- [WRITTEN EXERCISE] Scan the data below. Pull out each line where "styles" occurs.

- [DATA SECTION]
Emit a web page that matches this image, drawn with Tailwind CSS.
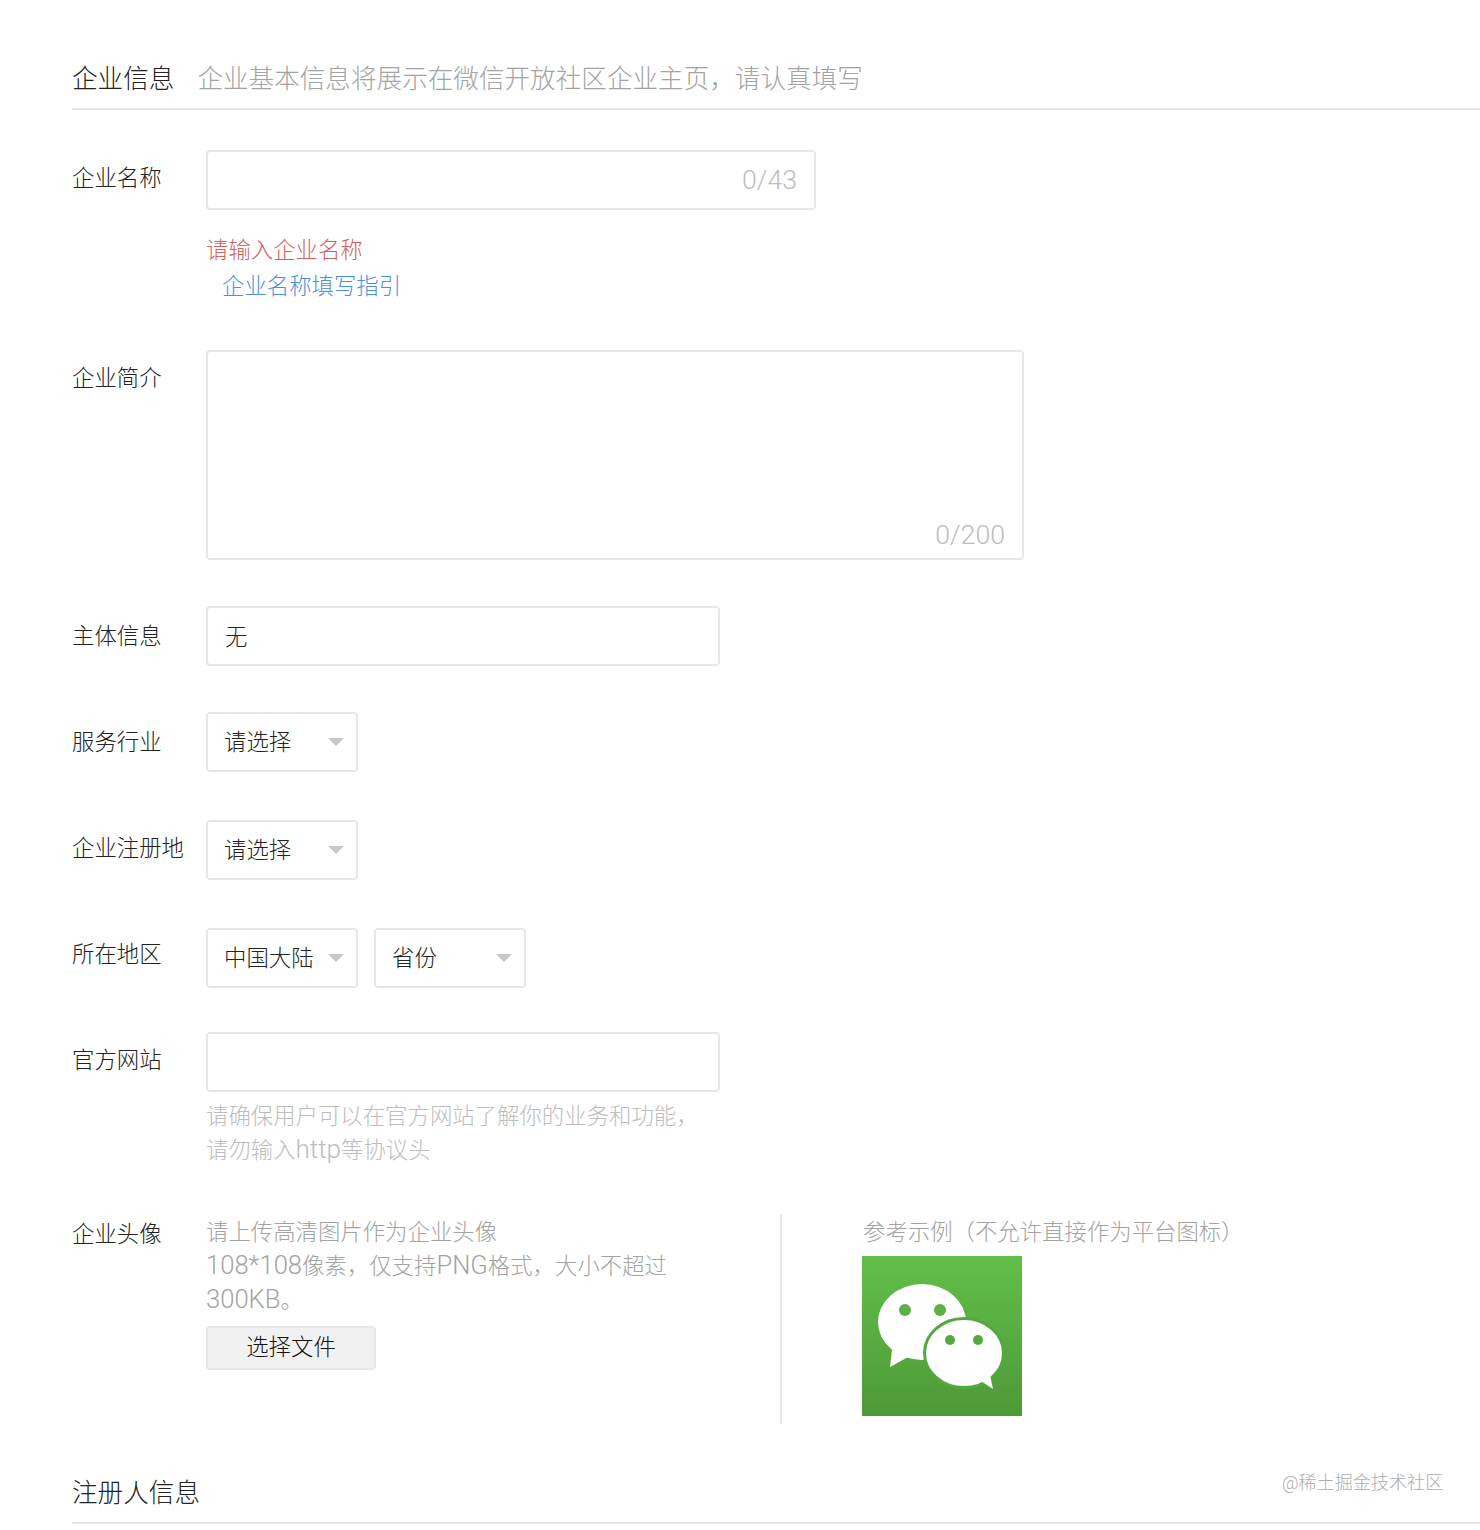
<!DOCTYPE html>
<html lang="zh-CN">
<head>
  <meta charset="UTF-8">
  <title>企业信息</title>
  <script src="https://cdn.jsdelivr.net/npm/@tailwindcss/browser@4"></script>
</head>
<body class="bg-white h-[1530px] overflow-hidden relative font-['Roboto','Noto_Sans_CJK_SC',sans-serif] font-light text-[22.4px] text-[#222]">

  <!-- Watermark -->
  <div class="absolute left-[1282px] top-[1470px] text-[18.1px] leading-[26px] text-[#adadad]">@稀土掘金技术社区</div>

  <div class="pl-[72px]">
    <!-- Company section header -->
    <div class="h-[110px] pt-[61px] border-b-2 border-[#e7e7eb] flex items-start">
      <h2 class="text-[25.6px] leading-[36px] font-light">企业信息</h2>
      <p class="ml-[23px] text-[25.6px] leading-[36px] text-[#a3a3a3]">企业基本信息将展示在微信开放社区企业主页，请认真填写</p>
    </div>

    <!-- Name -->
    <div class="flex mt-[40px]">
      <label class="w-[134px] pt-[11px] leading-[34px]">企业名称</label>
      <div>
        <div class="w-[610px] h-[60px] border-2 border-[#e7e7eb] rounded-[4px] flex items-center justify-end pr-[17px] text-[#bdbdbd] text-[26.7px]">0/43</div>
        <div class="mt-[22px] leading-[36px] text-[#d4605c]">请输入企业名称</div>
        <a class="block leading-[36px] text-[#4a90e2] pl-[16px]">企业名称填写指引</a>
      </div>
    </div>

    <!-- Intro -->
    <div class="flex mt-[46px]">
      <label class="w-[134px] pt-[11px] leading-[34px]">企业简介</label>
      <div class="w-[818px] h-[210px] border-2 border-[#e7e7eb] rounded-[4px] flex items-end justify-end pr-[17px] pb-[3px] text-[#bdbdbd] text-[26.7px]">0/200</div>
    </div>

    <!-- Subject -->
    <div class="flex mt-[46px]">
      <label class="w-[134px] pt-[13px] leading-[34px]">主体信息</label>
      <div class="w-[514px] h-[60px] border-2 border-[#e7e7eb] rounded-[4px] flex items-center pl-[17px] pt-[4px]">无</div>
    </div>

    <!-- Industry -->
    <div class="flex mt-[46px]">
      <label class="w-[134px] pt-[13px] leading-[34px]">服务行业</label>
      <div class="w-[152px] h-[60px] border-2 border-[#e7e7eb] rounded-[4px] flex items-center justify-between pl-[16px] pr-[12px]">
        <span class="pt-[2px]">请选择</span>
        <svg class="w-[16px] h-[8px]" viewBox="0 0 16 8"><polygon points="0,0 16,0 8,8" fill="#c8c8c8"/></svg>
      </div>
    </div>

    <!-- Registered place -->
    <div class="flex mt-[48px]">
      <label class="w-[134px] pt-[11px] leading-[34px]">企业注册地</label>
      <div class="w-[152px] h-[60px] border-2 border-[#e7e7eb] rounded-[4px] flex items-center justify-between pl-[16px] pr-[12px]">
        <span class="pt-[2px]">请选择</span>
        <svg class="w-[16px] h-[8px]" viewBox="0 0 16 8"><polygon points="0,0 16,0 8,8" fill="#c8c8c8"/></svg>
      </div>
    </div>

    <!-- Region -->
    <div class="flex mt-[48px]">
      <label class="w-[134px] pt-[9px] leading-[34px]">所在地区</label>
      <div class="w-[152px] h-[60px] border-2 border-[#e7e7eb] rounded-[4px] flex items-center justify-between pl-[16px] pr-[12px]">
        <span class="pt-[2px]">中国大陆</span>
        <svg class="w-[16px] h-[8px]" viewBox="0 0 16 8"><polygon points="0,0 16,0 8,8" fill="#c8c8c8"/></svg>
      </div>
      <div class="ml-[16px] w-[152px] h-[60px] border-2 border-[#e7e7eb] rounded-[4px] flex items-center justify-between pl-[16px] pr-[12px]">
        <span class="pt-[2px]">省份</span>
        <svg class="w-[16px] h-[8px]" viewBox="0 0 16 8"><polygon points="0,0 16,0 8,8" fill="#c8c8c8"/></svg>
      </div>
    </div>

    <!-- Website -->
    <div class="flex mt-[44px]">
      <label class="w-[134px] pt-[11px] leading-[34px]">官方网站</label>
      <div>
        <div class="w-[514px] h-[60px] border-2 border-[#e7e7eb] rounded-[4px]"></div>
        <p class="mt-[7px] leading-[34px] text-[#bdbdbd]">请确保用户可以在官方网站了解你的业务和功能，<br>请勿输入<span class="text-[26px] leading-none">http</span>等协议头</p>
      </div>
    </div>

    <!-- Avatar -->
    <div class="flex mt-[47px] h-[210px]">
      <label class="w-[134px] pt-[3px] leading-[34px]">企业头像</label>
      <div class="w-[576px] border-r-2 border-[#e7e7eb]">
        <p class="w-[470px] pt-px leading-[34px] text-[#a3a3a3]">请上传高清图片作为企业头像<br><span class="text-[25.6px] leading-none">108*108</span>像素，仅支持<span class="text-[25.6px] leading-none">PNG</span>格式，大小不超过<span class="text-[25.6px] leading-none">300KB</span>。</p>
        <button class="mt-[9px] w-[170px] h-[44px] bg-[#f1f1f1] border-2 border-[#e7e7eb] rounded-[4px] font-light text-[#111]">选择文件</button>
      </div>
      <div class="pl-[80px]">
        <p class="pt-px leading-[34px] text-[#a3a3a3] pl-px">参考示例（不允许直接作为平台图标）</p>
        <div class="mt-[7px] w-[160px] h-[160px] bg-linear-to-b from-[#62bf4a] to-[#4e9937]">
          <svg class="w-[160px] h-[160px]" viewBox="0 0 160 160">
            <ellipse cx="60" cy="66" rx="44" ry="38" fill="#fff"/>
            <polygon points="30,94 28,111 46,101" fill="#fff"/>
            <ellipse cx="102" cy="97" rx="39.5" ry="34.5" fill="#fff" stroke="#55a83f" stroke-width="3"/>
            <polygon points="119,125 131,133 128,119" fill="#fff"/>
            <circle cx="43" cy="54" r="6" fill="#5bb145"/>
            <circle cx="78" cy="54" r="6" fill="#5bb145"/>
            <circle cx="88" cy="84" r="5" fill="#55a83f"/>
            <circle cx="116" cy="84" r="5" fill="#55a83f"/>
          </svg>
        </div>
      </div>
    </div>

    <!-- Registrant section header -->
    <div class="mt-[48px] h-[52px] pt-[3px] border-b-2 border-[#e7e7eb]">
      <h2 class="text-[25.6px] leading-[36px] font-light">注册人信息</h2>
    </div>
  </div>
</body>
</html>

* * *

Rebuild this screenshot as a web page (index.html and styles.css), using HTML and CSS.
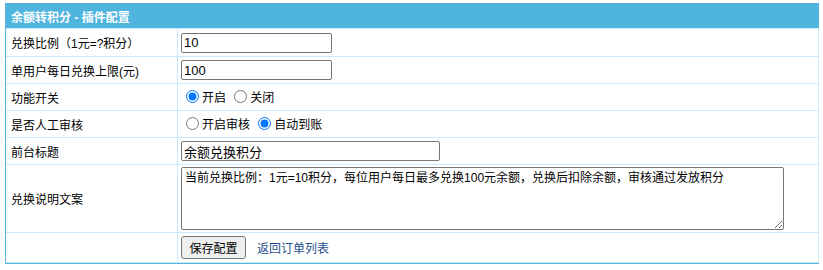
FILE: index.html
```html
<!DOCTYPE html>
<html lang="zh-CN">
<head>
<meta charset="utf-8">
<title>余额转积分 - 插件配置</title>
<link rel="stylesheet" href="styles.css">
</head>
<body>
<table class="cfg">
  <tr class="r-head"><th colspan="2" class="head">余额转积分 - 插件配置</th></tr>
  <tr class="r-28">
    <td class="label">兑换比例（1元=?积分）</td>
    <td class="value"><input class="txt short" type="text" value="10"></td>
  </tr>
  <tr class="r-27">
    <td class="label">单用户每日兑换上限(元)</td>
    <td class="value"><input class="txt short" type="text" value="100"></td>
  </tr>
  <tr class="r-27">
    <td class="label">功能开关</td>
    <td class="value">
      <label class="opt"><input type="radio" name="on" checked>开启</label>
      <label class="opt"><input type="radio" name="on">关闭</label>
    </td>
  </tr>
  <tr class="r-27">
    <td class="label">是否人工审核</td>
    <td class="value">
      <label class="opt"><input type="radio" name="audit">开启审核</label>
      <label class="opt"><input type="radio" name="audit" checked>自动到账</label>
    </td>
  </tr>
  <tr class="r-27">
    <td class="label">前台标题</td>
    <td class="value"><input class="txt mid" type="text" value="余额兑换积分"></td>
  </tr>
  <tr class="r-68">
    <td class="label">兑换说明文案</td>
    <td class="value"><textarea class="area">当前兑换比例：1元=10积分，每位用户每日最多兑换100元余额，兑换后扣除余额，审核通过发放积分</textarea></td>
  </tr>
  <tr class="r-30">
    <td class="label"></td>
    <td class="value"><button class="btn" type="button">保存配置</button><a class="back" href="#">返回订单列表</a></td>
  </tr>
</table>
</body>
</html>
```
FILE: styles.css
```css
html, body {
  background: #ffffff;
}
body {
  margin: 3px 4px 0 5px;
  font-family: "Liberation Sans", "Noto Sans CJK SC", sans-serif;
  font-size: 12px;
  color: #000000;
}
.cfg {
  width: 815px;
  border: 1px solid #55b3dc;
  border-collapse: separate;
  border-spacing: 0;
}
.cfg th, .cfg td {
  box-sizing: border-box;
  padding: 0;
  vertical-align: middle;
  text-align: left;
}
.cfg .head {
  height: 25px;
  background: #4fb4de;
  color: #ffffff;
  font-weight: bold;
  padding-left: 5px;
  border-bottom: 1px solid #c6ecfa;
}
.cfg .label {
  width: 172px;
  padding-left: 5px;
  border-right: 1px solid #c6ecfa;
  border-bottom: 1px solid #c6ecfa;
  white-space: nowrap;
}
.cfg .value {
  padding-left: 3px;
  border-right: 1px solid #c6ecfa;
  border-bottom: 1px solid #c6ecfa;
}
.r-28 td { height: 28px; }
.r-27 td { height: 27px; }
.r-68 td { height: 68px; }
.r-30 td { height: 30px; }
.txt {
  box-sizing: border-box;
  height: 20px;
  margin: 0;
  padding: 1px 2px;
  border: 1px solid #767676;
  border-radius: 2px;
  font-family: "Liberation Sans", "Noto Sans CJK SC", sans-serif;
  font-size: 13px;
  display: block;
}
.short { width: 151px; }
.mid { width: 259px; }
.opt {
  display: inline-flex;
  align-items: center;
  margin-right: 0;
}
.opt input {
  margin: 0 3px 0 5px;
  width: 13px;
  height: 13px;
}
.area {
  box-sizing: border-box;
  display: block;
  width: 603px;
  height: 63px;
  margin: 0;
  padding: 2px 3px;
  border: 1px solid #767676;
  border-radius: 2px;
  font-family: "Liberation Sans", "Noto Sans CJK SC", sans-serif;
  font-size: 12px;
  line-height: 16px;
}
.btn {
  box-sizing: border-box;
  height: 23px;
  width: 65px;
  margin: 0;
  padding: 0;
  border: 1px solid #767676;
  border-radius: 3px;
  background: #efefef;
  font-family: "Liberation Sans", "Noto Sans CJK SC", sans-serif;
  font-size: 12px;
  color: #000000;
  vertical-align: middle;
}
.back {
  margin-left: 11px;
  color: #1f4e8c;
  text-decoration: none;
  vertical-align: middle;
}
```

---

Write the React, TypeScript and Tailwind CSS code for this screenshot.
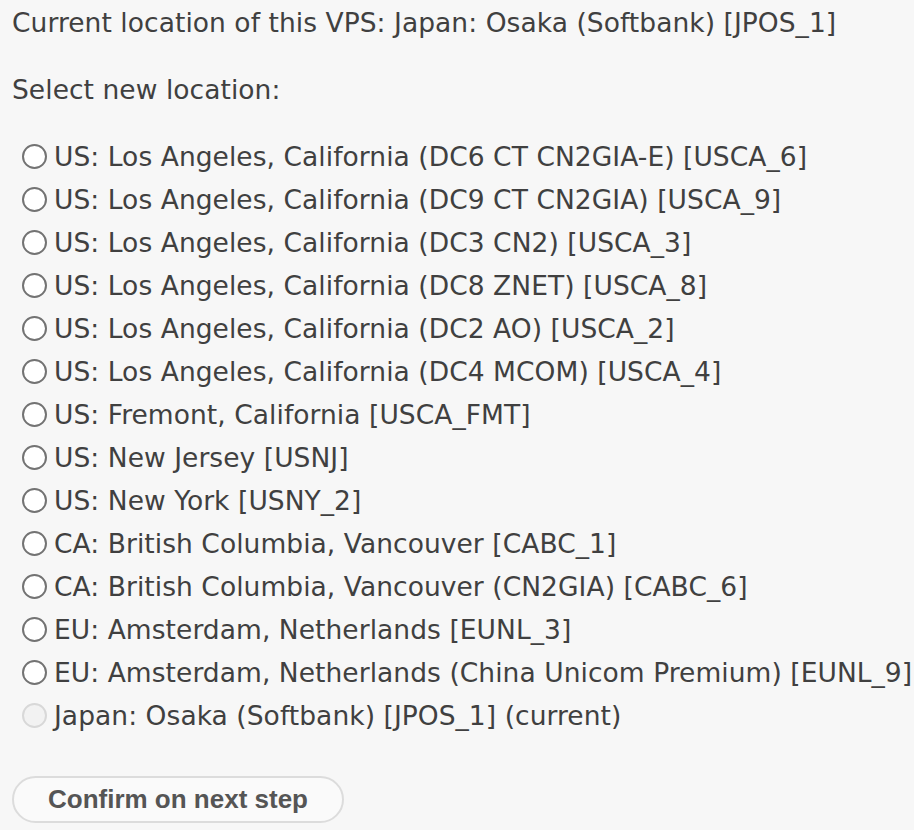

- [WRITTEN ANSWER]
Rebuild this screenshot as a web page (index.html and styles.css), using HTML and CSS.
<link rel="stylesheet" href="styles.css">
FILE: styles.css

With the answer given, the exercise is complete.